BEGIN Collected data
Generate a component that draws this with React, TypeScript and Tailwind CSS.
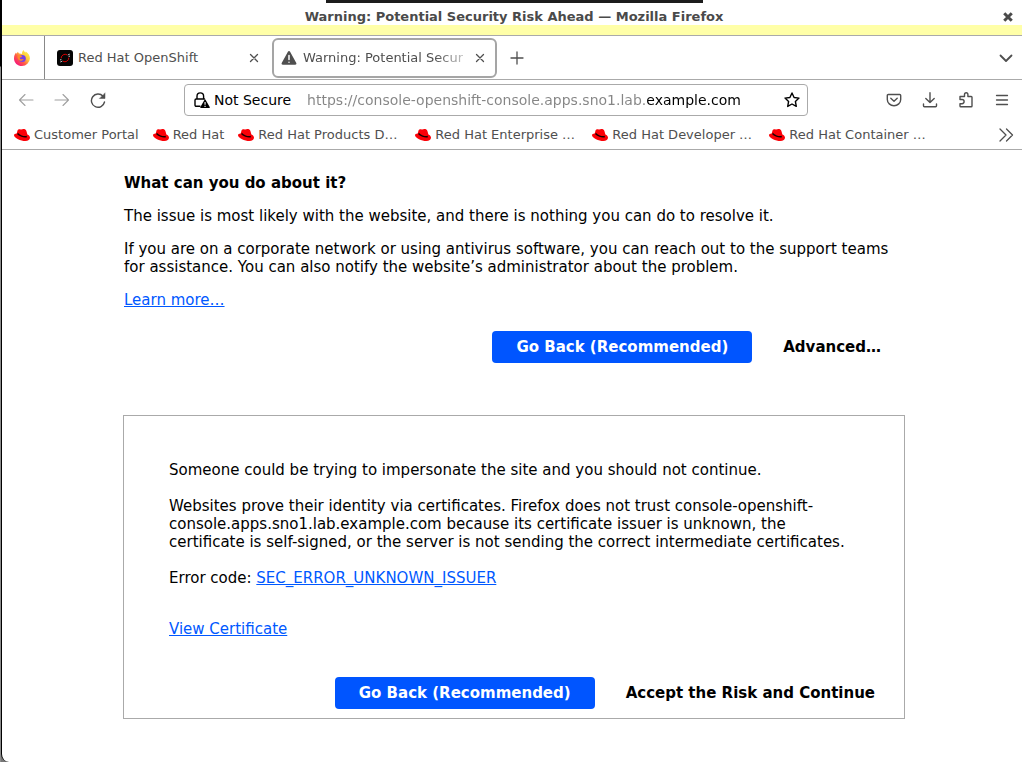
import React from "react";

const bookmarks = [
  { name: "Customer Portal", long: false },
  { name: "Red Hat", long: false },
  { name: "Red Hat Products D…", long: true },
  { name: "Red Hat Enterprise …", long: true },
  { name: "Red Hat Developer …", long: true },
  { name: "Red Hat Container …", long: true },
];

function Icon({ children, className = "size-4" }: { children: React.ReactNode; className?: string }) {
  return (
    <svg viewBox="0 0 16 16" className={className} fill="none" stroke="currentColor" strokeWidth="1.3" strokeLinecap="round" strokeLinejoin="round" aria-hidden="true">
      {children}
    </svg>
  );
}

function CloseIcon() {
  return (
    <Icon className="size-4">
      <path d="M4.500 4.500l7 7M11.500 4.500l-7 7" />
    </Icon>
  );
}

function RedHatIcon() {
  return (
    <svg viewBox="0 0 16 12" className="h-3 w-4 shrink-0" aria-hidden="true">
      <path fill="#fb0007" d="M3.600 1.300C4 .3 4.800 0 5.800.2L7 .6 8.500.2c1.700-.4 3.400.3 3.900 1.700l1 3.500c1.500.7 2.600 1.800 2.600 3.200 0 2-1.800 3.400-4.700 3.400C7 12 0 9 0 6.200 0 5 1 4.500 2.700 4.400z" />
      <path fill="none" stroke="#1a0000" strokeWidth="1.400" d="M3.500 4.500c1.600 2 6.200 3.900 9.300 3" />
    </svg>
  );
}

function FirefoxIcon() {
  return (
    <svg viewBox="0 0 16 16" className="size-4" aria-hidden="true">
      <defs>
        <linearGradient id="flame" x1="0.9" y1="0.1" x2="0.15" y2="0.9">
          <stop offset="0" stopColor="#fff44f" />
          <stop offset="0.35" stopColor="#ffc83a" />
          <stop offset="0.65" stopColor="#ff5a46" />
          <stop offset="1" stopColor="#f5157c" />
        </linearGradient>
      </defs>
      <path fill="url(#flame)" d="M9.500 0c.4 1.300 1.200 1.900 2.100 2.600l.2-1.100c2.500 1.700 4.200 4.200 4.100 7A8 8 0 0 1 8 16C3.500 16 0 12.700 0 8.400 0 6 .9 4 2 2.600l.3 1.200L4 1.800c.1.800.5 1.400 1.100 1.800 1.200.1 2.200.1 3 .7C7.900 2.600 8.300 1.100 9.500 0z" />
      <circle cx="8.300" cy="8.600" r="3.500" fill="#7542e5" />
      <path fill="#ff8a2a" d="M3.400 5.800c1.700-.8 3.700-.4 4.800.6-.5.800-1.700 1-2.300 1.200-.4.600.2 1.500 1 1.700 1.100.3 1.700-.5 2.800-.2-.5 1.400-2.200 2.100-3.700 1.600-1.700-.6-2.900-2.700-2.600-4.900z" />
    </svg>
  );
}

function OpenShiftIcon() {
  return (
    <svg viewBox="0 0 16 16" className="size-4 shrink-0" aria-hidden="true">
      <rect width="16" height="16" rx="3" fill="#050505" />
      <g fill="none" strokeWidth="1">
        <path stroke="#d00" d="M4.200 8.200A3.900 3.900 0 0 1 10.200 4.900M5.900 11.200a3.900 3.900 0 0 0 5.900-3.500" />
        <path stroke="#c8c8c8" d="M10.800 5l2-.9M11.600 6.600l1.400-.6M3 10l1.400-.6M3.300 12l2-.9" />
      </g>
    </svg>
  );
}

function WarningIcon() {
  return (
    <svg viewBox="0 0 16 16" className="size-4 shrink-0" aria-hidden="true">
      <path fill="#4f4f4f" d="M6.900 1.700a1.250 1.250 0 0 1 2.200 0l6.200 11.400c.4.800-.1 1.700-1.100 1.700H1.800c-1 0-1.500-.9-1.100-1.700z" />
      <path stroke="#fff" strokeWidth="1.500" strokeLinecap="round" d="M8 5.500v4M8 12.200v.1" />
    </svg>
  );
}

function InsecureLockIcon() {
  return (
    <svg viewBox="0 0 16 16" className="size-4 shrink-0" aria-hidden="true">
      <path fill="none" stroke="#000" strokeWidth="1.400" strokeLinejoin="round" strokeLinecap="round" d="M3 7V4.200a3.300 3.300 0 0 1 6.600 0V7M6 14.300H2.200c-.7 0-1.200-.5-1.200-1.200V8.200C1 7.500 1.500 7 2.200 7h8.300" />
      <path fill="#000" d="M10.400 7.900c.3-.6 1-.6 1.300 0l4 7c.3.600 0 1.100-.6 1.100H7c-.6 0-.9-.5-.6-1.100z" />
      <path stroke="#fff" strokeWidth="1.100" d="M11.050 10v2.800M11.050 13.700v1.200" />
    </svg>
  );
}

const primary = "h-8 cursor-pointer rounded bg-[#0055ff] px-6 font-bold text-white";
const plain = "h-8 cursor-pointer px-6 font-bold text-black";
const link = "text-[#0058ff] underline";

export default function App() {
  return (
    <div className="flex min-h-screen bg-[#777] font-['DejaVu_Sans',sans-serif] text-[15px] leading-[18px] text-black">
      <div className="w-px shrink-0 bg-[linear-gradient(to_bottom,#000_66px,#8c8c8c_67px)]" />
      <div className="flex min-w-0 flex-1 flex-col overflow-hidden rounded-bl-lg border-l border-black bg-white">
        <div className="flex h-[3px] shrink-0 justify-center pl-1">
          <div className="w-[377px] bg-[#1c1c1c]" />
        </div>
        <header className="grid h-[22px] shrink-0 grid-cols-[1fr_auto_1fr] items-center pt-[6px] pr-2 pl-3 text-[13px] leading-4 font-bold text-[#4a4a4a]">
          <h1 className="col-start-2">Warning: Potential Security Risk Ahead — Mozilla Firefox</h1>
          <button aria-label="Close window" className="justify-self-end">
            <Icon className="size-3">
              <path d="M3 3l10 10M13 3L3 13" strokeWidth="4" strokeLinecap="butt" />
            </Icon>
          </button>
        </header>
        <div className="h-[11px] shrink-0 border-b border-[#aaa] bg-[#ffffa8]" />

        <nav aria-label="Tabs" className="flex h-11 shrink-0 items-center border-b border-[#aaa] text-[13px] text-[#4f4f4f]">
          <button aria-label="Firefox View" className="flex h-full w-[43px] items-center justify-center border-r border-[#888] pr-[2px]">
            <FirefoxIcon />
          </button>
          <div className="flex w-[227px] items-center pr-[10px] pl-3">
            <button className="flex flex-1 items-center gap-[5px]">
              <OpenShiftIcon />
              Red Hat OpenShift
            </button>
            <button aria-label="Close Red Hat OpenShift"><CloseIcon /></button>
          </div>
          <div className="flex h-10 w-[225px] items-center rounded-md border-2 border-[#a5a5a5] px-[7px]">
            <button className="flex min-w-0 flex-1 items-center gap-[6px]">
              <WarningIcon />
              <span className="whitespace-nowrap [mask-image:linear-gradient(to_right,#000_82%,rgba(0,0,0,0.35))]">Warning: Potential Secur</span>
            </button>
            <button aria-label="Close current tab" className="shrink-0"><CloseIcon /></button>
          </div>
          <button aria-label="New tab" className="ml-3">
            <Icon><path d="M8 2v12M2 8h12" /></Icon>
          </button>
          <button aria-label="List all tabs" className="mr-2 ml-auto">
            <Icon><path d="M2.500 5.500L8 11l5.500-5.500" strokeWidth="1.800" /></Icon>
          </button>
        </nav>

        <div className="flex h-10 shrink-0 items-center text-[#4f4f4f]">
          <div className="flex w-[182px] shrink-0 items-center gap-5 pl-4">
            <button aria-label="Back" disabled className="text-[#a0a0a0]">
              <Icon><path d="M15 8H1.500M7 2.500L1.500 8 7 13.500" strokeWidth="1.100" /></Icon>
            </button>
            <button aria-label="Forward" disabled className="text-[#a0a0a0]">
              <Icon><path d="M1 8h13.500M9 2.500L14.500 8 9 13.500" strokeWidth="1.100" /></Icon>
            </button>
            <button aria-label="Reload">
              <Icon><path d="M14.500 10A6.600 6.600 0 1 1 13 4.300" strokeWidth="1.400" /><path d="M15 1.200v5.300H9.700z" fill="currentColor" strokeWidth="0.500" /></Icon>
            </button>
          </div>
          <div className="flex h-8 min-w-0 flex-1 items-center rounded border border-[#aaa] pr-[7px] pl-[9px] text-[14px] text-black">
            <button className="flex shrink-0 items-center gap-1">
              <InsecureLockIcon />
              Not Secure
            </button>
            <input
              aria-label="Address"
              defaultValue="https://console-openshift-console.apps.sno1.lab.example.com"
              className="ml-4 min-w-0 flex-1 bg-[linear-gradient(to_right,#858585_339px,#000_339px)] bg-clip-text text-transparent caret-black outline-none"
            />
            <button aria-label="Bookmark this page" className="shrink-0">
              <Icon><path d="M8 1l2.100 4.500 4.900.6-3.600 3.400.9 4.900L8 12l-4.300 2.400.9-4.900L1 6.100l4.900-.6z" strokeWidth="1.400" /></Icon>
            </button>
          </div>
          <div className="flex w-[214px] shrink-0 items-center justify-end gap-5 pr-3">
            <button aria-label="Save to Pocket">
              <Icon><path d="M2.300 2.500h11.400c.6 0 1 .4 1 1V7.500a6.700 6.200 0 0 1-13.400 0V3.500c0-.6.4-1 1-1zM4.800 6.300L8 9.300l3.200-3" strokeWidth="1.400" /></Icon>
            </button>
            <button aria-label="Downloads">
              <Icon><path d="M8 .8v9.700M3.800 6.500L8 10.500l4.200-4M1.500 12v1.800c0 .5.400.9.900.9h11.200c.5 0 .9-.4.9-.9V12" strokeWidth="1.400" /></Icon>
            </button>
            <button aria-label="Extensions">
              <Icon><path d="M2 7.500V4.500h4.500V2.600a1.700 1.900 0 0 1 3.400 0v1.900h3.300c.4 0 .8.400.8.800v8.600c0 .4-.4.800-.8.800H2.800c-.4 0-.8-.4-.8-.8v-2.200h2a2 2 0 0 0 0-4.200z" strokeWidth="1.400" /></Icon>
            </button>
            <button aria-label="Menu">
              <Icon><path d="M2.500 3.500h11M2.500 8h11M2.500 12.500h11" strokeWidth="1.300" /></Icon>
            </button>
          </div>
        </div>

        <nav aria-label="Bookmarks" className="flex h-[30px] shrink-0 items-center gap-[14px] border-b border-[#aaa] pr-2 pl-3 text-[13px] text-[#4f4f4f]">
          {bookmarks.map(({ name, long }) => (
            <a key={name} href="#" className={`flex items-center gap-1 whitespace-nowrap ${long ? "w-[163px]" : ""}`}>
              <RedHatIcon />
              {name}
            </a>
          ))}
          <button aria-label="More bookmarks" className="ml-auto">
            <Icon><path d="M2 2l6 6-6 6M8.500 2l6 6-6 6" /></Icon>
          </button>
        </nav>

        <div className="flex flex-1 pl-1">
          <main className="mx-auto flex w-full max-w-[782px] flex-col pt-6">
            <section className="flex flex-col gap-[15px] px-px">
              <h2 className="font-bold">What can you do about it?</h2>
              <p>The issue is most likely with the website, and there is nothing you can do to resolve it.</p>
              <p>
                If you are on a corporate network or using antivirus software, you can reach out to the support teams for
                assistance. You can also notify the website’s administrator about the problem.
              </p>
              <p><a href="#" className={link}>Learn more…</a></p>
            </section>
            <div className="mt-[22px] flex justify-end gap-[7px]">
              <button className={primary}>Go Back (Recommended)</button>
              <button className={plain}>Advanced…</button>
            </div>

            <section className="mt-[52px] flex flex-col border border-[#aaa] px-[45px] pt-[45px] pb-[9px]">
              <div className="flex flex-col gap-[18px]">
                <p>Someone could be trying to impersonate the site and you should not continue.</p>
                <p>
                  Websites prove their identity via certificates. Firefox does not trust console-openshift-console.apps.sno1.lab.example.com
                  because its certificate issuer is unknown, the certificate is self-signed, or the server is not sending the
                  correct intermediate certificates.
                </p>
                <p>Error code: <a href="#" className={link}>SEC_ERROR_UNKNOWN_ISSUER</a></p>
              </div>
              <p className="mt-[33px]"><a href="#" className={link}>View Certificate</a></p>
              <div className="-mr-10 mt-[39px] flex justify-end gap-[7px]">
                <button className={primary}>Go Back (Recommended)</button>
                <button className={plain}>Accept the Risk and Continue</button>
              </div>
            </section>
          </main>
        </div>
      </div>
    </div>
  );
}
END Collected data
Written problem: Look at the listing and set down only the lines from its start through the line with "import React from", word for word and without pictures.

Problem solution:
Generate a component that draws this with React, TypeScript and Tailwind CSS.
import React from "react";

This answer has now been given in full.